The financial transaction tax is at this stage a distant objective. We all know that it cannot be introduced in one country and that it is not likely to succeed within a limited framework of countries—certainly if it were within only the eurozone countries and certainly if it was based upon the principles that the committee has so effectively criticised. The likelihood of it being effective—and looking anything other than being directed at the City of London—would be fairly remote. However, that does not alter the fact that the arguments may change. The United States may change its perspective on this issue. If it were to do so, and if Europe reflected on the concepts of which the committee is critical, the United Kingdom would look very odd indeed if we said that, because of the significance of the City of London and our financial institutions to our economy, we were staying outside any framework for the development of such a tax.

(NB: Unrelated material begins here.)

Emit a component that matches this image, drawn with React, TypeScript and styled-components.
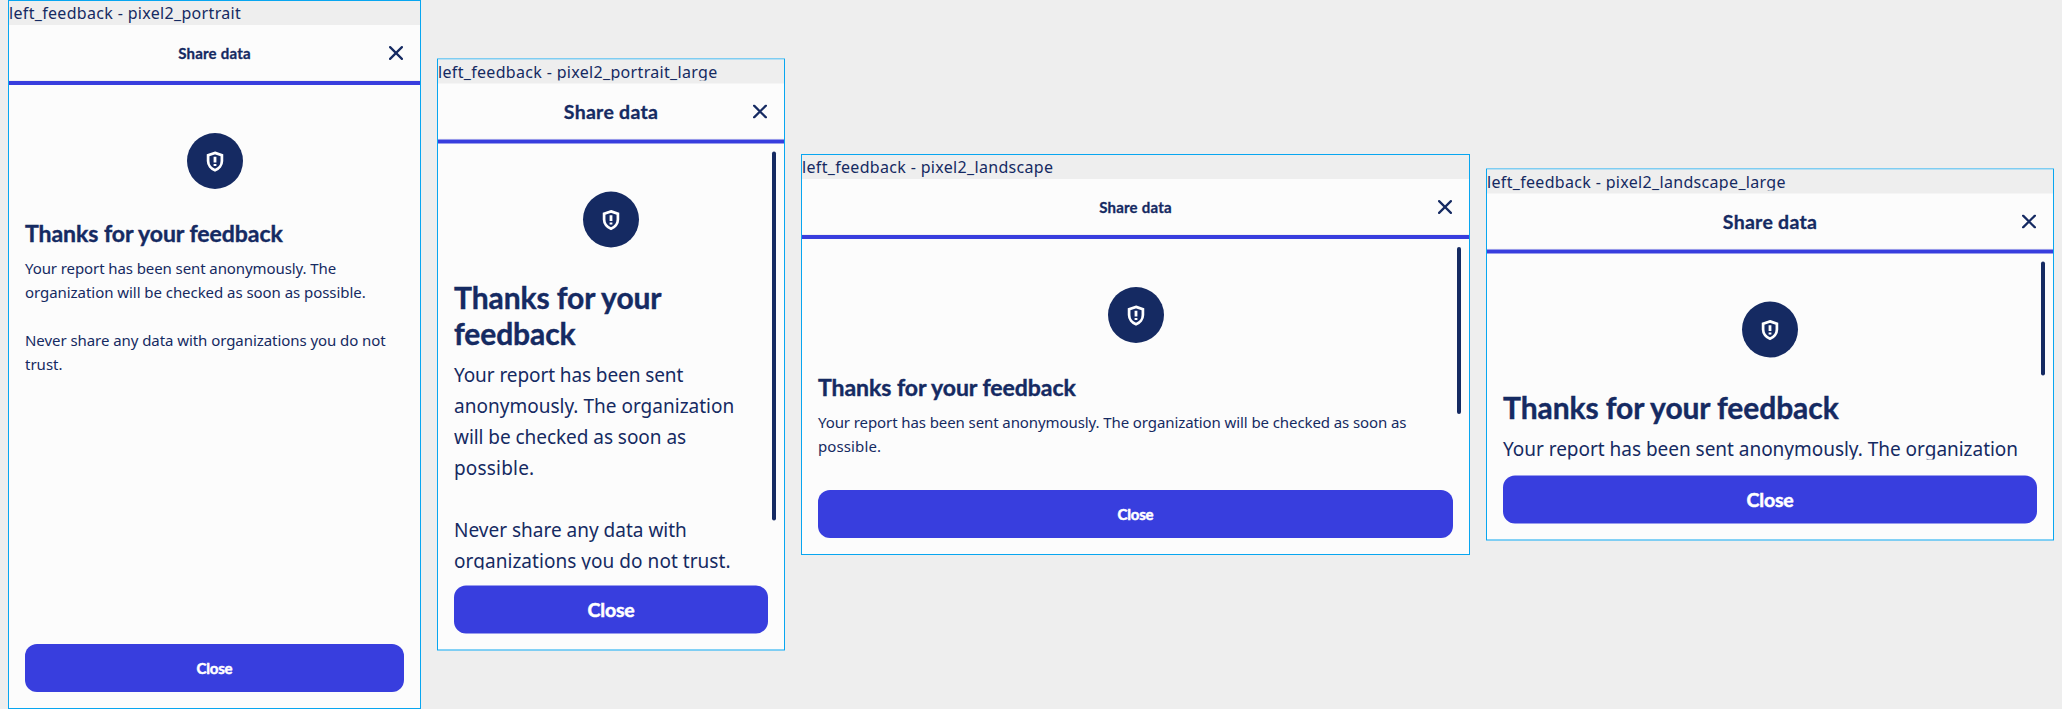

I congratulate the committee because it has identified a rather forlorn initiative which I cannot see making successful progress in Europe because of the faults that have been accurately identified. However, I would be dismayed if the work of the committee led to a position where the whole concept of a financial transaction tax was regarded as completely outwith any government interest or action. I hope the noble Lord replying on behalf of the Government will at least give some hope in that respect.